Please transcribe the listing below in full and word for word, without its pictures.

## Dataset content
┌────────
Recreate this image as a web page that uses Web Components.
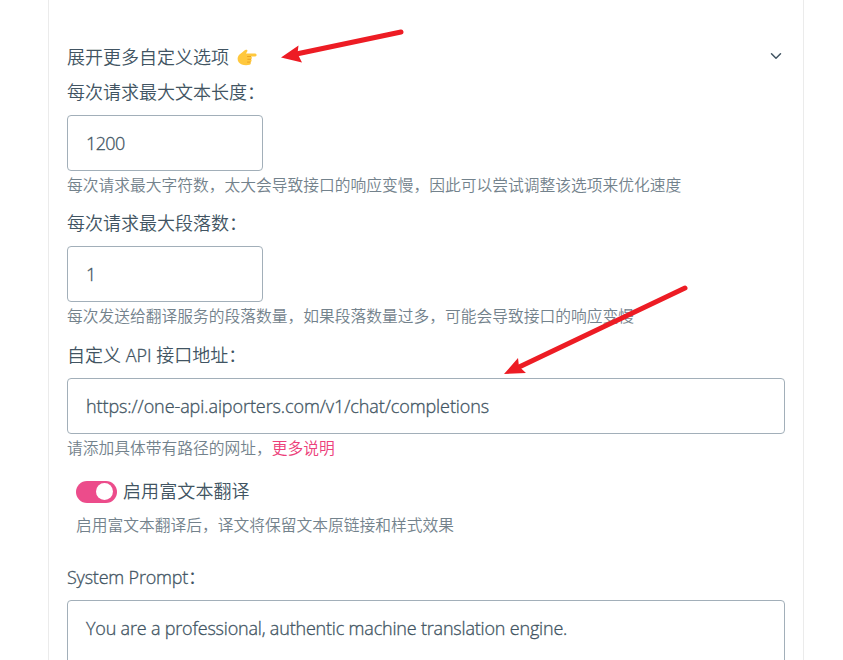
<!DOCTYPE html>
<html lang="zh-CN">
<head>
<meta charset="utf-8">
<title>翻译服务设置</title>
<style>
html,body{margin:0;height:660px;overflow:hidden;background:#fff}
body{font-family:"Open Sans","Noto Sans CJK SC",sans-serif;font-weight:350;color:#415462}
</style>
</head>
<body>
<settings-page></settings-page>
<script>
const define=(name,html)=>{
  const t=document.createElement('template');t.innerHTML=html;
  customElements.define(name,class extends HTMLElement{
    constructor(){super();this.attachShadow({mode:'open'}).append(t.content.cloneNode(true));}
  });
};
define('text-label',`<style>:host{display:block;font-size:18px;line-height:27px;white-space:nowrap}</style><slot></slot>`);
define('text-hint',`<style>:host{display:block;font-size:15.76px;line-height:28px;height:28px;color:#73828c;white-space:nowrap}::slotted(a){color:#ec407a;text-decoration:none}</style><slot></slot>`);
define('text-box',`<style>:host{display:block;box-sizing:border-box;height:56px;border:1px solid #a2afb9;border-radius:4px;padding:14px 18px 0;font-size:18px;line-height:27px;white-space:nowrap;background:#fff;-webkit-text-stroke:.3px #415462}</style><slot></slot>`);
define('form-field',`<style>:host{display:block}.l{height:36px}</style><div class="l"><text-label><slot name="label"></slot></text-label></div><slot></slot>`);
define('toggle-switch',`<style>:host{display:flex;box-sizing:border-box;width:41px;height:22px;padding:0 4px;border-radius:11px;background:#ec4c8b;justify-content:flex-end;align-items:center}i{width:17px;height:17px;border-radius:50%;background:#fff}</style><i></i>`);
define('hand-icon',`<style>:host{display:block;width:20px;height:18px}svg{display:block}</style>
<svg width="20" height="18" viewBox="0 0 20 18"><path fill="#ffc83d" d="M8.8.8c1.300-.5 2 .6 1.400 1.700L9 4.500h9.200c1.800 0 1.900 2.900 0 2.900h-4.600c1.700.2 1.700 2.600.2 2.900 1.200.5 1 2.600-.4 2.900.8.8.4 2.300-.8 2.500-2 .6-5.600.6-7.800-.2C2.200 14.600.6 12.500.6 9.800c0-2.400 1.200-4 3.200-5.300C5.600 3.300 6.800 1.600 8.800.8z"/><path fill="none" stroke="#e59a1c" stroke-width=".8" stroke-linecap="round" d="M10.500 7.500h3.200M10.800 10.300h3M10.500 13.100h2.800"/></svg>`);
define('chevron-icon',`<style>:host{display:block;width:18px;height:18px}svg{display:block}</style><svg width="18" height="18" viewBox="0 0 24 24" fill="none" stroke="#415462" stroke-width="2" stroke-linecap="round" stroke-linejoin="round"><path d="M6 9l6 6 6-6"/></svg>`);
define('arrow-overlay',`<style>:host{position:absolute;inset:0;pointer-events:none}svg{display:block}</style>
<svg width="843" height="660" fill="#ed1c24" stroke="#ed1c24"><path stroke-width="5" stroke-linecap="round" d="M401 32L294 54.500M685 288L517 368"/><path stroke="none" d="M281 57.500L298.500 45.500 297.500 53.500 302 62.500ZM504 374L518 358 519 366.500 526 373Z"/></svg>`);
define('settings-page',`<style>
:host{display:block;position:relative;height:660px;overflow:hidden}
main{box-sizing:border-box;width:756px;height:660px;margin-left:48px;border:solid #ebebeb;border-width:0 1px;padding:43px 18px 0;display:flex;flex-direction:column}
main>*{flex-shrink:0}
.head{display:flex;align-items:center;height:28px;margin-bottom:8px}
.head text-label{padding-top:1px}
.head hand-icon{margin:1px 0 0 8px}.head chevron-icon{margin:-3px 0 0 auto}
.small{width:196px}
.toggle{display:flex;align-items:center;gap:6px;height:27px;margin:16px 0 0 9px}
.toggle text-label{letter-spacing:.1px}
.th{margin:6px 0 0 9px}
.latin{-webkit-text-stroke:.3px #415462}
</style>
<main>
<div class="head"><text-label>展开更多自定义选项</text-label><hand-icon role="img" aria-label="👉"></hand-icon><chevron-icon></chevron-icon></div>
<form-field><span slot="label">每次请求最大文本长度：</span><text-box class="small"><span style="letter-spacing:-.6px">1200</span></text-box><text-hint>每次请求最大字符数，太大会导致接口的响应变慢，因此可以尝试调整该选项来优化速度</text-hint></form-field>
<form-field style="margin-top:11px"><span slot="label">每次请求最大段落数：</span><text-box class="small">1</text-box><text-hint>每次发送给翻译服务的段落数量，如果段落数量过多，可能会导致接口的响应变慢</text-hint></form-field>
<form-field style="margin-top:12px"><span slot="label">自定义 <span class="latin">API</span> 接口地址：</span><text-box><span style="letter-spacing:-.085px">https://one-api.aiporters.com/v1/chat/completions</span></text-box><text-hint>请添加具体带有路径的网址，<a href="#">更多说明</a></text-hint></form-field>
<div class="toggle"><toggle-switch></toggle-switch><text-label>启用富文本翻译</text-label></div>
<text-hint class="th">启用富文本翻译后，译文将保留文本原链接和样式效果</text-hint>
<form-field style="margin-top:25px"><span slot="label"><span class="latin" style="letter-spacing:-.2px">System Prompt</span>：</span><text-box style="height:120px"><span style="letter-spacing:-.19px">You are a professional, authentic machine translation engine.</span></text-box></form-field>
</main>
<arrow-overlay></arrow-overlay>`);
</script>
</body>
</html>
└────────
## Written response
Recreate this image as a web page that uses Web Components.
<!DOCTYPE html>
<html lang="zh-CN">
<head>
<meta charset="utf-8">
<title>翻译服务设置</title>
<style>
html,body{margin:0;height:660px;overflow:hidden;background:#fff}
body{font-family:"Open Sans","Noto Sans CJK SC",sans-serif;font-weight:350;color:#415462}
</style>
</head>
<body>
<settings-page></settings-page>
<script>
const define=(name,html)=>{
  const t=document.createElement('template');t.innerHTML=html;
  customElements.define(name,class extends HTMLElement{
    constructor(){super();this.attachShadow({mode:'open'}).append(t.content.cloneNode(true));}
  });
};
define('text-label',`<style>:host{display:block;font-size:18px;line-height:27px;white-space:nowrap}</style><slot></slot>`);
define('text-hint',`<style>:host{display:block;font-size:15.76px;line-height:28px;height:28px;color:#73828c;white-space:nowrap}::slotted(a){color:#ec407a;text-decoration:none}</style><slot></slot>`);
define('text-box',`<style>:host{display:block;box-sizing:border-box;height:56px;border:1px solid #a2afb9;border-radius:4px;padding:14px 18px 0;font-size:18px;line-height:27px;white-space:nowrap;background:#fff;-webkit-text-stroke:.3px #415462}</style><slot></slot>`);
define('form-field',`<style>:host{display:block}.l{height:36px}</style><div class="l"><text-label><slot name="label"></slot></text-label></div><slot></slot>`);
define('toggle-switch',`<style>:host{display:flex;box-sizing:border-box;width:41px;height:22px;padding:0 4px;border-radius:11px;background:#ec4c8b;justify-content:flex-end;align-items:center}i{width:17px;height:17px;border-radius:50%;background:#fff}</style><i></i>`);
define('hand-icon',`<style>:host{display:block;width:20px;height:18px}svg{display:block}</style>
<svg width="20" height="18" viewBox="0 0 20 18"><path fill="#ffc83d" d="M8.8.8c1.300-.5 2 .6 1.400 1.700L9 4.500h9.200c1.800 0 1.900 2.900 0 2.900h-4.600c1.700.2 1.700 2.600.2 2.900 1.200.5 1 2.600-.4 2.900.8.8.4 2.300-.8 2.500-2 .6-5.600.6-7.800-.2C2.200 14.600.6 12.500.6 9.800c0-2.400 1.200-4 3.200-5.300C5.600 3.300 6.800 1.600 8.800.8z"/><path fill="none" stroke="#e59a1c" stroke-width=".8" stroke-linecap="round" d="M10.500 7.500h3.200M10.800 10.300h3M10.500 13.100h2.800"/></svg>`);
define('chevron-icon',`<style>:host{display:block;width:18px;height:18px}svg{display:block}</style><svg width="18" height="18" viewBox="0 0 24 24" fill="none" stroke="#415462" stroke-width="2" stroke-linecap="round" stroke-linejoin="round"><path d="M6 9l6 6 6-6"/></svg>`);
define('arrow-overlay',`<style>:host{position:absolute;inset:0;pointer-events:none}svg{display:block}</style>
<svg width="843" height="660" fill="#ed1c24" stroke="#ed1c24"><path stroke-width="5" stroke-linecap="round" d="M401 32L294 54.500M685 288L517 368"/><path stroke="none" d="M281 57.500L298.500 45.500 297.500 53.500 302 62.500ZM504 374L518 358 519 366.500 526 373Z"/></svg>`);
define('settings-page',`<style>
:host{display:block;position:relative;height:660px;overflow:hidden}
main{box-sizing:border-box;width:756px;height:660px;margin-left:48px;border:solid #ebebeb;border-width:0 1px;padding:43px 18px 0;display:flex;flex-direction:column}
main>*{flex-shrink:0}
.head{display:flex;align-items:center;height:28px;margin-bottom:8px}
.head text-label{padding-top:1px}
.head hand-icon{margin:1px 0 0 8px}.head chevron-icon{margin:-3px 0 0 auto}
.small{width:196px}
.toggle{display:flex;align-items:center;gap:6px;height:27px;margin:16px 0 0 9px}
.toggle text-label{letter-spacing:.1px}
.th{margin:6px 0 0 9px}
.latin{-webkit-text-stroke:.3px #415462}
</style>
<main>
<div class="head"><text-label>展开更多自定义选项</text-label><hand-icon role="img" aria-label="👉"></hand-icon><chevron-icon></chevron-icon></div>
<form-field><span slot="label">每次请求最大文本长度：</span><text-box class="small"><span style="letter-spacing:-.6px">1200</span></text-box><text-hint>每次请求最大字符数，太大会导致接口的响应变慢，因此可以尝试调整该选项来优化速度</text-hint></form-field>
<form-field style="margin-top:11px"><span slot="label">每次请求最大段落数：</span><text-box class="small">1</text-box><text-hint>每次发送给翻译服务的段落数量，如果段落数量过多，可能会导致接口的响应变慢</text-hint></form-field>
<form-field style="margin-top:12px"><span slot="label">自定义 <span class="latin">API</span> 接口地址：</span><text-box><span style="letter-spacing:-.085px">https://one-api.aiporters.com/v1/chat/completions</span></text-box><text-hint>请添加具体带有路径的网址，<a href="#">更多说明</a></text-hint></form-field>
<div class="toggle"><toggle-switch></toggle-switch><text-label>启用富文本翻译</text-label></div>
<text-hint class="th">启用富文本翻译后，译文将保留文本原链接和样式效果</text-hint>
<form-field style="margin-top:25px"><span slot="label"><span class="latin" style="letter-spacing:-.2px">System Prompt</span>：</span><text-box style="height:120px"><span style="letter-spacing:-.19px">You are a professional, authentic machine translation engine.</span></text-box></form-field>
</main>
<arrow-overlay></arrow-overlay>`);
</script>
</body>
</html>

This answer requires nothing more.